Re: [PATCH] LDT improvements

From: Ingo Molnar
Date: Fri Dec 08 2017 - 06:31:40 EST



* Thomas Gleixner <tglx@xxxxxxxxxxxxx> wrote:

> On Fri, 8 Dec 2017, Ingo Molnar wrote:
> > * Thomas Gleixner <tglx@xxxxxxxxxxxxx> wrote:
> >
> > > On Fri, 8 Dec 2017, Ingo Molnar wrote:
> > > > * Andy Lutomirski <luto@xxxxxxxxxxxxxx> wrote:
> > > > > I don't love mucking with user address space.

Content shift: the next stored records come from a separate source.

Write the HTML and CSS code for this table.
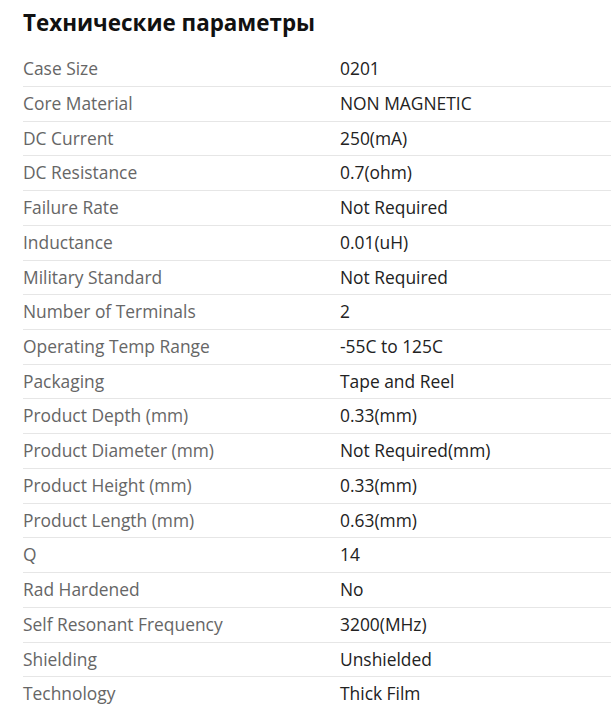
FILE: index.html
```html
<!DOCTYPE html>
<html lang="ru">
<head>
<meta charset="utf-8">
<link rel="stylesheet" href="styles.css">
</head>
<body>
<section class="specs">
  <h2 class="specs-title">Технические параметры</h2>
  <dl class="specs-list">
    <div class="row"><dt>Case Size</dt><dd>0201</dd></div>
    <div class="row"><dt>Core Material</dt><dd>NON MAGNETIC</dd></div>
    <div class="row"><dt>DC Current</dt><dd>250(mA)</dd></div>
    <div class="row"><dt>DC Resistance</dt><dd>0.7(ohm)</dd></div>
    <div class="row"><dt>Failure Rate</dt><dd>Not Required</dd></div>
    <div class="row"><dt>Inductance</dt><dd>0.01(uH)</dd></div>
    <div class="row"><dt>Military Standard</dt><dd>Not Required</dd></div>
    <div class="row"><dt>Number of Terminals</dt><dd>2</dd></div>
    <div class="row"><dt>Operating Temp Range</dt><dd>-55C to 125C</dd></div>
    <div class="row"><dt>Packaging</dt><dd>Tape and Reel</dd></div>
    <div class="row"><dt>Product Depth (mm)</dt><dd>0.33(mm)</dd></div>
    <div class="row"><dt>Product Diameter (mm)</dt><dd>Not Required(mm)</dd></div>
    <div class="row"><dt>Product Height (mm)</dt><dd>0.33(mm)</dd></div>
    <div class="row"><dt>Product Length (mm)</dt><dd>0.63(mm)</dd></div>
    <div class="row"><dt>Q</dt><dd>14</dd></div>
    <div class="row"><dt>Rad Hardened</dt><dd>No</dd></div>
    <div class="row"><dt>Self Resonant Frequency</dt><dd>3200(MHz)</dd></div>
    <div class="row"><dt>Shielding</dt><dd>Unshielded</dd></div>
    <div class="row"><dt>Technology</dt><dd>Thick Film</dd></div>
  </dl>
</section>
</body>
</html>
```

FILE: styles.css
```css
html, body {
  margin: 0;
  padding: 0;
  background: #fff;
}
body {
  font-family: "Open Sans", "Liberation Sans", sans-serif;
}
.specs {
  padding: 7.5px 0 0 23px;
}
.specs-title {
  margin: 0 0 14.8px 0;
  font-size: 22.4px;
  line-height: 30px;
  font-weight: 700;
  color: #111;
}
.specs-list {
  margin: 0;
  font-size: 17.4px;
  line-height: 23px;
}
.specs-list .row {
  display: grid;
  grid-template-columns: 317px 1fr;
  box-sizing: border-box;
  height: 34.72px;
  padding-top: 5px;
  border-bottom: 1px solid #e6e6e6;
}
.specs-list dt {
  color: #666;
}
.specs-list dd {
  margin: 0;
  color: #222;
}
```
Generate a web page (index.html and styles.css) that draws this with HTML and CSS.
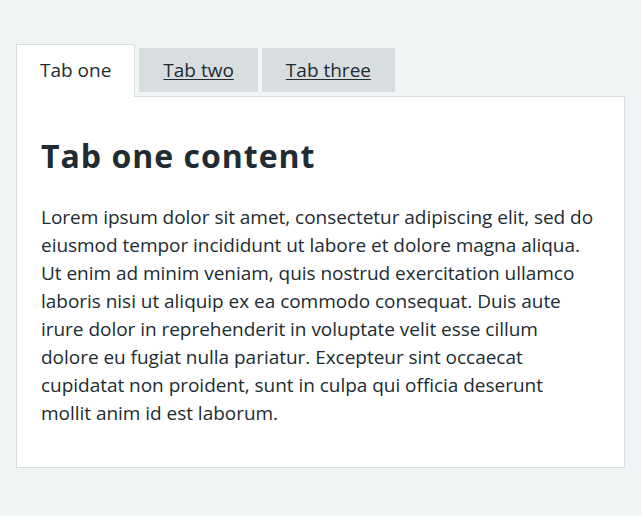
FILE: index.html
```html
<!DOCTYPE html>
<html lang="en">
<head>
<meta charset="utf-8">
<title>Tabs</title>
<link rel="stylesheet" href="styles.css">
</head>
<body>
<div class="tabs">
  <ul class="tabs-list">
    <li class="tab tab-selected"><a class="tab-link" href="#one">Tab one</a></li>
    <li class="tab"><a class="tab-link" href="#two">Tab two</a></li>
    <li class="tab"><a class="tab-link" href="#three">Tab three</a></li>
  </ul>
  <div class="panel" id="one">
    <h2 class="panel-title">Tab one content</h2>
    <p class="panel-text">Lorem ipsum dolor sit amet, consectetur adipiscing elit, sed do eiusmod tempor incididunt ut labore et dolore magna aliqua. Ut enim ad minim veniam, quis nostrud exercitation ullamco laboris nisi ut aliquip ex ea commodo consequat. Duis aute irure dolor in reprehenderit in voluptate velit esse cillum dolore eu fugiat nulla pariatur. Excepteur sint occaecat cupidatat non proident, sunt in culpa qui officia deserunt mollit anim id est laborum.</p>
  </div>
</div>
</body>
</html>
```

FILE: styles.css
```css
html, body {
  margin: 0;
  padding: 0;
  background: #f0f4f5;
}

body {
  font-family: "Open Sans", "Noto Sans", Arial, sans-serif;
  color: #212b32;
  font-size: 19px;
  line-height: 28px;
  padding: 48px 16px 48px;
}

.tabs-list {
  display: flex;
  align-items: flex-start;
  gap: 4px;
  list-style: none;
  margin: 0;
  padding: 0;
}

.tab {
  background: #d8dde0;
  padding: 8px 24px;
  text-align: center;
}

.tab-selected {
  position: relative;
  z-index: 1;
  background: #ffffff;
  border: 1px solid #d8dde0;
  border-bottom: 0;
  margin-top: -4px;
  margin-bottom: -1px;
  padding: 11px 23px 13px;
}

.tab-link {
  color: #212b32;
  text-decoration: underline;
  text-underline-offset: 2px;
  text-decoration-thickness: 1px;
}

.tab-selected .tab-link {
  text-decoration: none;
}

.panel {
  background: #ffffff;
  border: 1px solid #d8dde0;
  padding: 39px 24px 40px;
}

.panel-title {
  margin: 0 0 27px;
  font-size: 32px;
  line-height: 40px;
  font-weight: 700;
  letter-spacing: 1px;
}

.panel-text {
  margin: 0;
  max-width: 553px;
  letter-spacing: -0.03px;
}
```
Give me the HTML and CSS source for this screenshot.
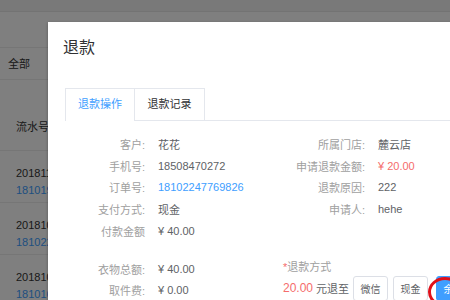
FILE: index.html
```html
<!DOCTYPE html>
<html lang="zh-CN">
<head>
    <meta charset="UTF-8">
    <meta name="viewport" content="width=device-width, initial-scale=1.0">
    <title>退款</title>
    <link rel="stylesheet" href="styles.css">
</head>
<body>
    <div class="page">
        <div class="topbar"></div>
        <div class="filter"></div>
        <div class="tabs-bg">全部</div>
        <div class="table">
            <div class="th">流水号/</div>
            <div class="tr"><span>201811</span><span class="link">181019</span></div>
            <div class="tr"><span>201810</span><span class="link">181022</span></div>
            <div class="tr"><span>201810</span><span class="link">181016</span></div>
        </div>
    </div>

    <div class="mask"></div>

    <div class="modal">
        <h2 class="title">退款</h2>
        <div class="tabs">
            <div class="tab active">退款操作</div>
            <div class="tab">退款记录</div>
        </div>

        <div class="info">
            <div class="col left">
                <span class="lbl">客户:</span><span class="val">花花</span>
                <span class="lbl">手机号:</span><span class="val">18508470272</span>
                <span class="lbl">订单号:</span><span class="val link">18102247769826</span>
                <span class="lbl">支付方式:</span><span class="val">现金</span>
                <span class="lbl">付款金额</span><span class="val">¥ 40.00</span>
            </div>
            <div class="col right">
                <span class="lbl">所属门店:</span><span class="val">麓云店</span>
                <span class="lbl">申请退款金额:</span><span class="val red">¥ 20.00</span>
                <span class="lbl">退款原因:</span><span class="val">222</span>
                <span class="lbl">申请人:</span><span class="val">hehe</span>
            </div>
        </div>

        <div class="info second">
            <div class="col left">
                <span class="lbl">衣物总额:</span><span class="val">¥ 40.00</span>
                <span class="lbl">取件费:</span><span class="val">¥ 0.00</span>
            </div>
            <div class="refund">
                <div class="refund-title"><span class="red">*</span>退款方式</div>
                <div class="refund-row">
                    <span class="red amount">20.00</span>
                    <span class="to">元退至</span>
                    <button class="btn">微信</button>
                    <button class="btn">现金</button>
                    <button class="btn primary">余额</button>
                </div>
            </div>
        </div>
    </div>

    <div class="circle"></div>
</body>
</html>
```

FILE: styles.css
```css
* {
    box-sizing: border-box;
}
body {
    margin: 0;
    width: 450px;
    height: 300px;
    overflow: hidden;
    position: relative;
    font-family: "Liberation Sans", "Noto Sans CJK SC", sans-serif;
    font-size: 11px;
    color: #333;
    background: #fff;
}
.page {
    width: 450px;
}
.topbar {
    height: 12px;
    background: #f2f2f2;
    border-bottom: 1px solid #e6e6e6;
}
.filter {
    height: 36px;
    border-bottom: 1px solid #ececec;
}
.tabs-bg {
    height: 32px;
    line-height: 32px;
    padding-left: 8px;
    border-bottom: 1px solid #ececec;
}
.table {
    padding-top: 38px;
}
.th {
    height: 33px;
    padding-left: 16px;
    border-bottom: 1px solid #ececec;
}
.tr {
    display: flex;
    flex-direction: column;
    gap: 5px;
    height: 52px;
    padding: 16px 0 0 16px;
    border-bottom: 1px solid #ececec;
}
.tr .link {
    color: #409eff;
}
.mask {
    position: absolute;
    inset: 0;
    background: rgba(0, 0, 0, 0.5);
}
.modal {
    position: absolute;
    left: 48px;
    top: 22px;
    width: 460px;
    height: 300px;
    background: #fff;
    box-shadow: 0 1px 3px rgba(0, 0, 0, 0.3);
}
.title {
    margin: 0;
    padding: 15px 15px 0;
    font-size: 16px;
    line-height: 22px;
    font-weight: normal;
    color: #303133;
}
.tabs {
    display: flex;
    margin: 29px 0 0 17px;
    border-bottom: 1px solid #e4e7ed;
}
.tab {
    width: 70px;
    height: 32px;
    line-height: 31px;
    text-align: center;
    border: 1px solid #e4e7ed;
    border-bottom: none;
    margin-bottom: -1px;
    color: #303133;
    background: #fff;
}
.tab + .tab {
    border-left: none;
}
.tab.active {
    color: #409eff;
    height: 33px;
}
.info {
    display: flex;
    margin: 12px 0 0 17px;
}
.info.second {
    margin-top: 16px;
}
.col {
    display: grid;
    grid-auto-rows: 21.75px;
    column-gap: 13px;
    align-items: center;
}
.col.left {
    grid-template-columns: 80px 1fr;
    width: 200px;
}
.col.right {
    grid-template-columns: 100px 1fr;
}
.lbl {
    text-align: right;
    color: #a0a0a0;
}
.val {
    color: #606266;
    white-space: nowrap;
}
.link {
    color: #409eff;
}
.red {
    color: #f56c6c;
}
.refund {
    padding-left: 18px;
    padding-top: 1px;
}
.refund-title {
    color: #a0a0a0;
    line-height: 16px;
}
.refund-row {
    display: flex;
    align-items: center;
    gap: 5px;
    margin-top: 1px;
    white-space: nowrap;
}
.refund-row .amount {
    font-size: 12px;
    margin-right: -2px;
}
.refund-row .to {
    color: #606266;
    font-size: 11px;
    margin-right: -1px;
}
.btn {
    width: 35px;
    height: 25px;
    padding: 0;
    border: 1px solid #dcdfe6;
    border-radius: 3px;
    background: #fff;
    color: #606266;
    font-family: inherit;
    font-size: 10px;
}
.btn.primary {
    margin-left: 3px;
    background: #409eff;
    border-color: #409eff;
    color: #fff;
}
.circle {
    position: absolute;
    left: 428px;
    top: 277px;
    width: 34px;
    height: 30px;
    border: 3px solid #e0101a;
    border-radius: 50%;
}
```
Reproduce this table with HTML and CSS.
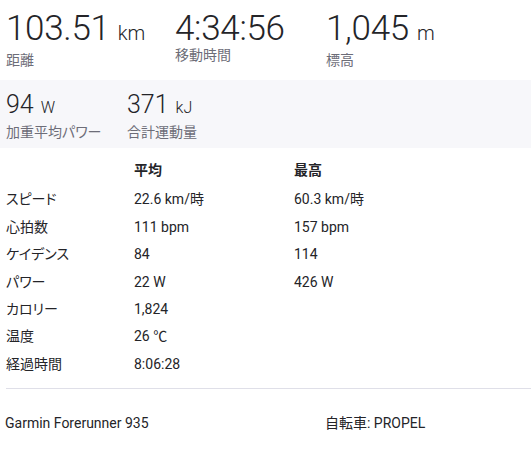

I'm also quite nervous about
> > > > > putting it in our near anything that could pass an access_ok check, since we're
> > > > > totally screwed if the bad guys can figure out how to write to it.
> > > >
> > > > Hm, robustness of the LDT address wrt. access_ok() is a valid concern.
> > > >
> > > > Can we have vmas with high addresses, in the vmalloc space for example?
> > > > IIRC the GPU code has precedents in that area.
> > > >
> > > > Since this is x86-64, limitation of the vmalloc() space is not an issue.
> > > >
> > > > I like Thomas's solution:
> > > >
> > > > - have the LDT in a regular mmap space vma (hence per process ASLR randomized),
> > > > but with the system bit set.
> > > >
> > > > - That would be an advantage even for non-PTI kernels, because mmap() is probably
> > > > more randomized than kmalloc().
> > >
> > > Randomization is pointless as long as you can get the LDT address in user
> > > space, i.e. w/o UMIP.
> >
> > But with UMIP unprivileged user-space won't be able to get the linear address of
> > the LDT. Now it's written out in /proc/self/maps.
>
> We can expose it nameless like other VMAs, but then it's 128k sized so it
> can be figured out. But when it's RO then it's not really a problem, even
> the kernel can't write to it.

Yeah, ok. I don't think we should hide it - if it's in the vma space it should be
listed in the 'maps' file, and with a descriptive name.